▸ **Stated goal**: Repeat, exactly and in full, the lines of the listing below, but without any pictures.
--- Raw data ---
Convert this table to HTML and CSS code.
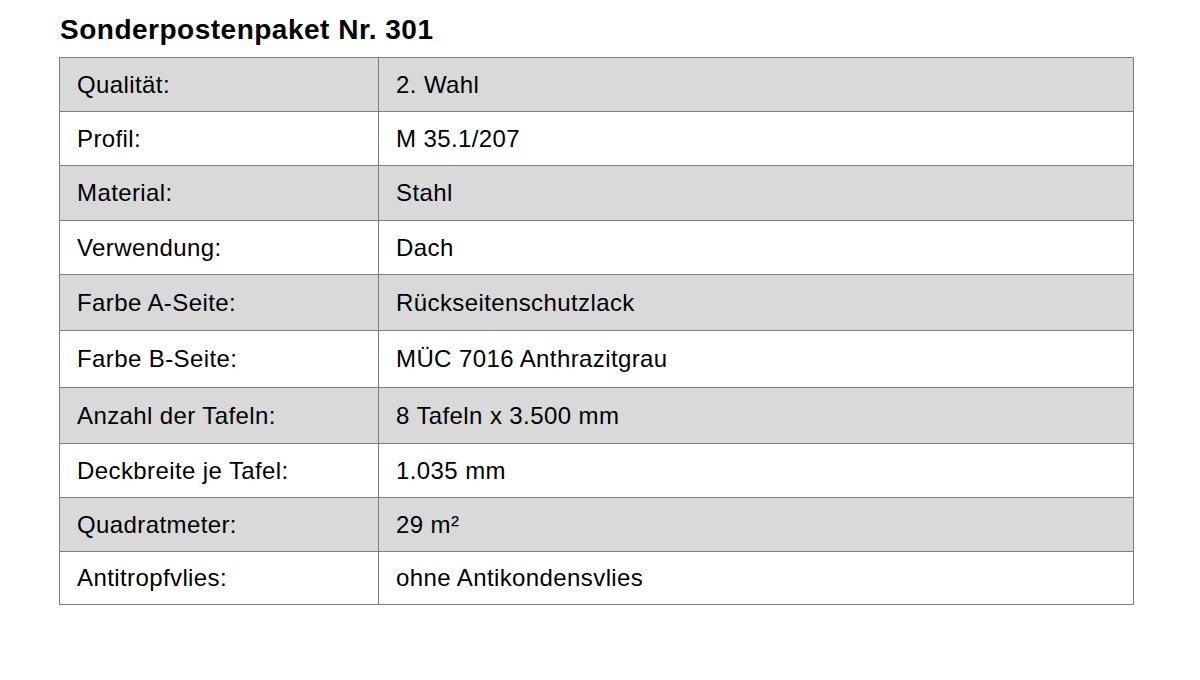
FILE: index.html
```html
<!DOCTYPE html>
<html lang="de">
<head>
<meta charset="utf-8">
<title>Sonderpostenpaket Nr. 301</title>
<link rel="stylesheet" href="styles.css">
</head>
<body>
<div class="page">
  <h1 class="title">Sonderpostenpaket Nr. 301</h1>
  <table class="specs">
    <tbody>
      <tr class="shade h54"><td class="label">Qualität:</td><td>2. Wahl</td></tr>
      <tr class="h54"><td class="label">Profil:</td><td>M 35.1/207</td></tr>
      <tr class="shade h55"><td class="label">Material:</td><td>Stahl</td></tr>
      <tr class="h54"><td class="label">Verwendung:</td><td>Dach</td></tr>
      <tr class="shade h56"><td class="label">Farbe A-Seite:</td><td>Rückseitenschutzlack</td></tr>
      <tr class="h57"><td class="label">Farbe B-Seite:</td><td>MÜC 7016 Anthrazitgrau</td></tr>
      <tr class="shade h56"><td class="label">Anzahl der Tafeln:</td><td>8 Tafeln x 3.500 mm</td></tr>
      <tr class="h54"><td class="label">Deckbreite je Tafel:</td><td>1.035 mm</td></tr>
      <tr class="shade h54"><td class="label">Quadratmeter:</td><td>29 m²</td></tr>
      <tr class="h53"><td class="label">Antitropfvlies:</td><td>ohne Antikondensvlies</td></tr>
    </tbody>
  </table>
</div>
</body>
</html>
```

FILE: styles.css
```css
html, body {
  margin: 0;
  padding: 0;
  background: #ffffff;
}
body {
  font-family: "Liberation Sans", Arial, sans-serif;
  color: #000000;
}
.page {
  padding: 13px 0 0 59px;
}
.title {
  margin: 0 0 0 1px;
  font-size: 28px;
  font-weight: bold;
  letter-spacing: 0.5px;
  line-height: 34px;
  height: 44px;
}
.specs {
  border-collapse: collapse;
  width: 1075px;
  font-size: 24px;
  letter-spacing: 0.4px;
}
.specs td {
  border: 1px solid #7f7f7f;
  padding: 0 17px;
  vertical-align: middle;
  line-height: 26px;
}
.specs td.label {
  width: 284px;
}
.shade td {
  background: #d9d9d9;
}
.h53 { height: 53px; }
.h54 { height: 54px; }
.h55 { height: 55px; }
.h56 { height: 56px; }
.h57 { height: 57px; }
```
---
▸ **Finished task**:
Convert this table to HTML and CSS code.
FILE: index.html
```html
<!DOCTYPE html>
<html lang="de">
<head>
<meta charset="utf-8">
<title>Sonderpostenpaket Nr. 301</title>
<link rel="stylesheet" href="styles.css">
</head>
<body>
<div class="page">
  <h1 class="title">Sonderpostenpaket Nr. 301</h1>
  <table class="specs">
    <tbody>
      <tr class="shade h54"><td class="label">Qualität:</td><td>2. Wahl</td></tr>
      <tr class="h54"><td class="label">Profil:</td><td>M 35.1/207</td></tr>
      <tr class="shade h55"><td class="label">Material:</td><td>Stahl</td></tr>
      <tr class="h54"><td class="label">Verwendung:</td><td>Dach</td></tr>
      <tr class="shade h56"><td class="label">Farbe A-Seite:</td><td>Rückseitenschutzlack</td></tr>
      <tr class="h57"><td class="label">Farbe B-Seite:</td><td>MÜC 7016 Anthrazitgrau</td></tr>
      <tr class="shade h56"><td class="label">Anzahl der Tafeln:</td><td>8 Tafeln x 3.500 mm</td></tr>
      <tr class="h54"><td class="label">Deckbreite je Tafel:</td><td>1.035 mm</td></tr>
      <tr class="shade h54"><td class="label">Quadratmeter:</td><td>29 m²</td></tr>
      <tr class="h53"><td class="label">Antitropfvlies:</td><td>ohne Antikondensvlies</td></tr>
    </tbody>
  </table>
</div>
</body>
</html>
```

FILE: styles.css
```css
html, body {
  margin: 0;
  padding: 0;
  background: #ffffff;
}
body {
  font-family: "Liberation Sans", Arial, sans-serif;
  color: #000000;
}
.page {
  padding: 13px 0 0 59px;
}
.title {
  margin: 0 0 0 1px;
  font-size: 28px;
  font-weight: bold;
  letter-spacing: 0.5px;
  line-height: 34px;
  height: 44px;
}
.specs {
  border-collapse: collapse;
  width: 1075px;
  font-size: 24px;
  letter-spacing: 0.4px;
}
.specs td {
  border: 1px solid #7f7f7f;
  padding: 0 17px;
  vertical-align: middle;
  line-height: 26px;
}
.specs td.label {
  width: 284px;
}
.shade td {
  background: #d9d9d9;
}
.h53 { height: 53px; }
.h54 { height: 54px; }
.h55 { height: 55px; }
.h56 { height: 56px; }
.h57 { height: 57px; }
```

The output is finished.